## Aim of the task
Look through the material below. Copy every line with the string "styles" in it.

## Records to use
━━━━━━━━━━━━━━━━

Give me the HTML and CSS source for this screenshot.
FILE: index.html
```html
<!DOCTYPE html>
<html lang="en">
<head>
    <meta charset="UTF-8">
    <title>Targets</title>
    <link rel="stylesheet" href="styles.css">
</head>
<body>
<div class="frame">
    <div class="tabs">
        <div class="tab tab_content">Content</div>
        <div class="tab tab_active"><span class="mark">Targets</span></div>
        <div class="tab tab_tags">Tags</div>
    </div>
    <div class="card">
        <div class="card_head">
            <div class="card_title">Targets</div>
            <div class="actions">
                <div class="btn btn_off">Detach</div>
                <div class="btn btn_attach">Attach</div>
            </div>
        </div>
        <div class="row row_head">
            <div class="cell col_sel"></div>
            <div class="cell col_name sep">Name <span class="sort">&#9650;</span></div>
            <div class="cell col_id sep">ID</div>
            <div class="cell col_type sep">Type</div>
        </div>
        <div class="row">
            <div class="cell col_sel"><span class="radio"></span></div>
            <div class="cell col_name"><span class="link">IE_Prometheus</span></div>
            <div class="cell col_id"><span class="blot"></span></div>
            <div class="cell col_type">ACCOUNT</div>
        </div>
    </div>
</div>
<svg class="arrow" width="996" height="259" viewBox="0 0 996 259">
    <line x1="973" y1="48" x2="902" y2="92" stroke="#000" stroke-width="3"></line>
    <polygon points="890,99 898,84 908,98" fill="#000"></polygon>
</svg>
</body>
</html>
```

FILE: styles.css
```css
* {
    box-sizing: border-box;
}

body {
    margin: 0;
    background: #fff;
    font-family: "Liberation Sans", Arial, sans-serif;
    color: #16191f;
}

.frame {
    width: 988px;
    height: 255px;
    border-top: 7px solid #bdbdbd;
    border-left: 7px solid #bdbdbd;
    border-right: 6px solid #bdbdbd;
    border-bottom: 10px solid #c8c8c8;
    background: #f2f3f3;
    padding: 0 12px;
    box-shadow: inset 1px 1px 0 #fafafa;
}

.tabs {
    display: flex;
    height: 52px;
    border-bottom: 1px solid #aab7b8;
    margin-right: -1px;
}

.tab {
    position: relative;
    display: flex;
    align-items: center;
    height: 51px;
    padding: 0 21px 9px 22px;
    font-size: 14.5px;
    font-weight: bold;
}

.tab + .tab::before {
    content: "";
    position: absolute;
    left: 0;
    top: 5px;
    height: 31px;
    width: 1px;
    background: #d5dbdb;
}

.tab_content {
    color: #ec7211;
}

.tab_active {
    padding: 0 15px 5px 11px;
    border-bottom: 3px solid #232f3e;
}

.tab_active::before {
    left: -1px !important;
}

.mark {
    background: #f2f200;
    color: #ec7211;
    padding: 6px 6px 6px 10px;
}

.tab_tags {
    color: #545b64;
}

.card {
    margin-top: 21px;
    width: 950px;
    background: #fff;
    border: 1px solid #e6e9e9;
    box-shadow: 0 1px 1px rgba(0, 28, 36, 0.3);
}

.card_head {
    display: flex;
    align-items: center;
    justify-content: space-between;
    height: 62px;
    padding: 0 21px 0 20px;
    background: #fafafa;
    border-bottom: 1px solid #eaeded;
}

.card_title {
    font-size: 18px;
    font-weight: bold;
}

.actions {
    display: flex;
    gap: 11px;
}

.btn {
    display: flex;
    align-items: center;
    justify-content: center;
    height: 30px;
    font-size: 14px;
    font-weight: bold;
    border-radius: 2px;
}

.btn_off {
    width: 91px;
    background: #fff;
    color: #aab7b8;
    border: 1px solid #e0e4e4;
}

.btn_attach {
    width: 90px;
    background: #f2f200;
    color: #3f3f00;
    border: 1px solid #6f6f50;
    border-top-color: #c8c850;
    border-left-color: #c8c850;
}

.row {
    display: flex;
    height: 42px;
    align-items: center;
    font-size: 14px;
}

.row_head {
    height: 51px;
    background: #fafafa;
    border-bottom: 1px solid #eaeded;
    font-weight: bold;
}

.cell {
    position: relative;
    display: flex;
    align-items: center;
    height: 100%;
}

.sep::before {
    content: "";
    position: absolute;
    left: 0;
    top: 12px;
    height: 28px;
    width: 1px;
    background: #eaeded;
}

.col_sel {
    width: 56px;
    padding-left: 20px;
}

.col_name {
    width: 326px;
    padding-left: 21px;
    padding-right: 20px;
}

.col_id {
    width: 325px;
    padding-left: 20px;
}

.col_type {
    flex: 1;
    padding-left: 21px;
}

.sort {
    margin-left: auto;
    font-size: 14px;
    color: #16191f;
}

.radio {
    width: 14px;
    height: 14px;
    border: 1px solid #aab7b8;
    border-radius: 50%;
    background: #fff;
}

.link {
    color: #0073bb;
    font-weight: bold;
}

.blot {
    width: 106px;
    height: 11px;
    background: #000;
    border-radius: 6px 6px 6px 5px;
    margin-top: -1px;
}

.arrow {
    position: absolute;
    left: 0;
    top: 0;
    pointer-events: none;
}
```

━━━━━━━━━━━━━━━━

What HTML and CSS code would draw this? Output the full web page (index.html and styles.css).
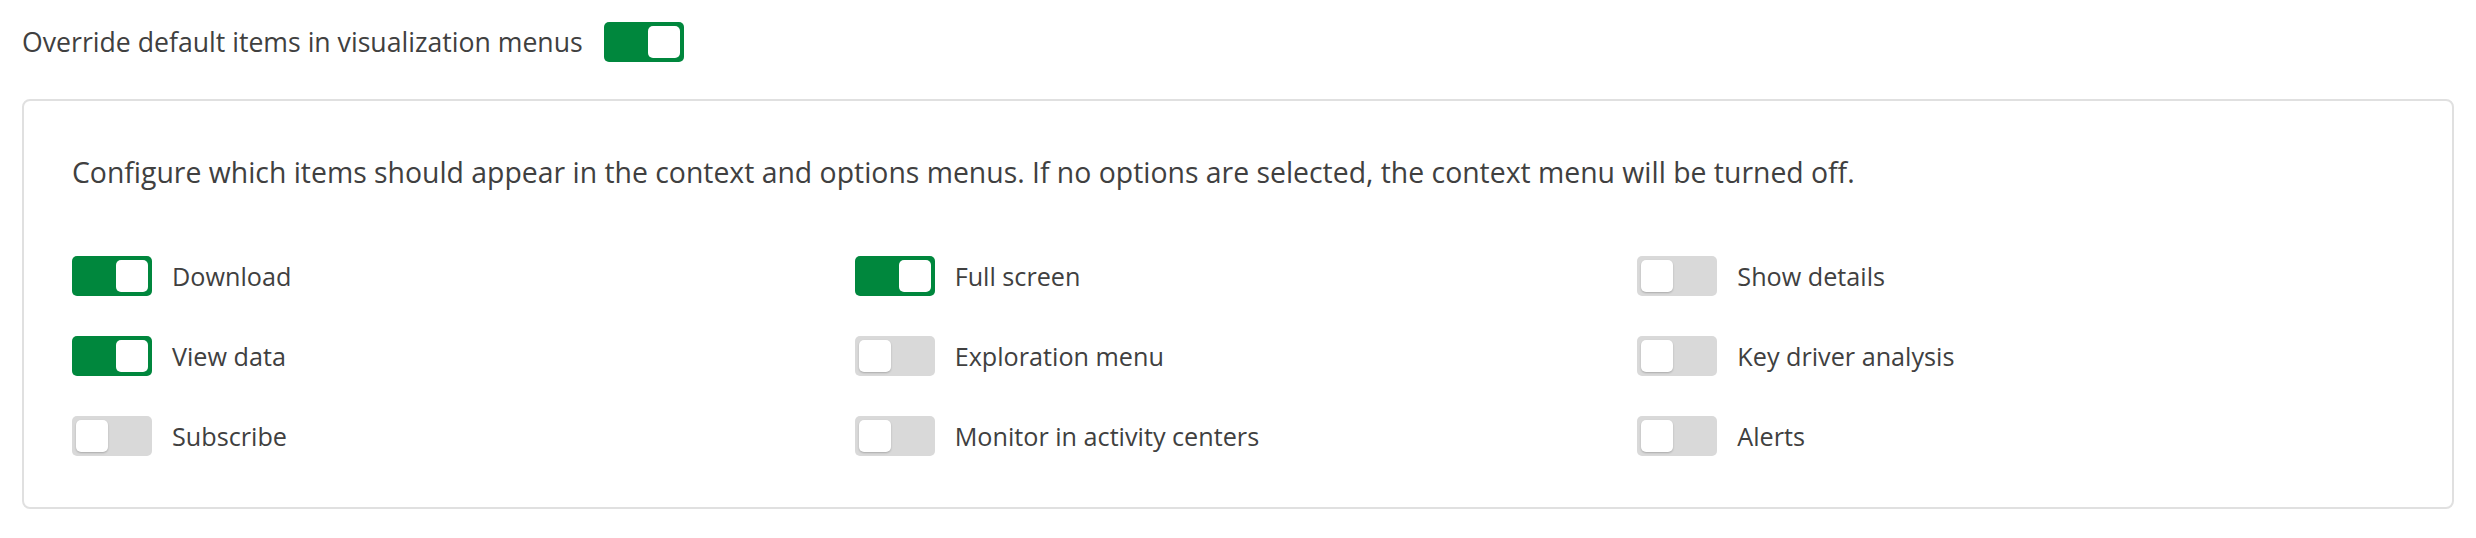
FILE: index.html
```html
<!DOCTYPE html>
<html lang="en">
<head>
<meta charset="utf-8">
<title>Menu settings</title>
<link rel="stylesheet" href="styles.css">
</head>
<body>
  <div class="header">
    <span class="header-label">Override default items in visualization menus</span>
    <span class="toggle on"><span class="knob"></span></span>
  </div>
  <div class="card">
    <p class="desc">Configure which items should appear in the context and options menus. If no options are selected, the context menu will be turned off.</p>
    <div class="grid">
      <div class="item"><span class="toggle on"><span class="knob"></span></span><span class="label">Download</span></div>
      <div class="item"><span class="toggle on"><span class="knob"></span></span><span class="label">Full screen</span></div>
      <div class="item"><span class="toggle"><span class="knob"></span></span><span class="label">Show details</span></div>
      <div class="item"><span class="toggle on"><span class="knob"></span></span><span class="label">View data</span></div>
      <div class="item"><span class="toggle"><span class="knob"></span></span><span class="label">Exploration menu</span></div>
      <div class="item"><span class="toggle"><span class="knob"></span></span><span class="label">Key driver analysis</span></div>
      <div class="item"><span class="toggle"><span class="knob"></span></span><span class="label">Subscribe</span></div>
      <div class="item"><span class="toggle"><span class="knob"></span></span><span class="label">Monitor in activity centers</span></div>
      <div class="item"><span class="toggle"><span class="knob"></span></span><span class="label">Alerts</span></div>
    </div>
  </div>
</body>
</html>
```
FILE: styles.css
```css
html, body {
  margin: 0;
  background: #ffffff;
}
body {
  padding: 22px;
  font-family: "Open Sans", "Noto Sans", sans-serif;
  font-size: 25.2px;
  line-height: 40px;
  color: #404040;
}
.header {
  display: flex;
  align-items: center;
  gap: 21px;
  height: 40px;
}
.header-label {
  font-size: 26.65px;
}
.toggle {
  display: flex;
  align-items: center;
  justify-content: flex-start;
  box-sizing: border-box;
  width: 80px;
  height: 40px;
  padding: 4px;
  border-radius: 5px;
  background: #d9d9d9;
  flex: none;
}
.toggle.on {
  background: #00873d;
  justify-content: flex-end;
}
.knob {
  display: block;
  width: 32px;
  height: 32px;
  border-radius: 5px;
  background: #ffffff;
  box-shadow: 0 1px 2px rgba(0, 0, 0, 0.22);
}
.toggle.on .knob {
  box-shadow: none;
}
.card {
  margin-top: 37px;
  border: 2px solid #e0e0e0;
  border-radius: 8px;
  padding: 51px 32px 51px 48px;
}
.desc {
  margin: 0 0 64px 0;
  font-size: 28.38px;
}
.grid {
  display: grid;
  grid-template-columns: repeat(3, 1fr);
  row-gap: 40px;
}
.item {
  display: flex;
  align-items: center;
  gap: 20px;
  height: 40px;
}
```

━━━━━━━━━━━━━━━━

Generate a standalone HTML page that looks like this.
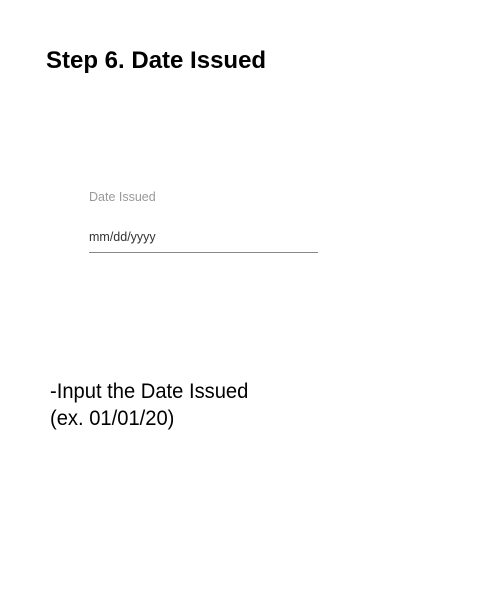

━━━━━━━━━━━━━━━━

## Task result
    <link rel="stylesheet" href="styles.css">
FILE: styles.css
What HTML and CSS code would draw this? Output the full web page (index.html and styles.css).
<link rel="stylesheet" href="styles.css">
FILE: styles.css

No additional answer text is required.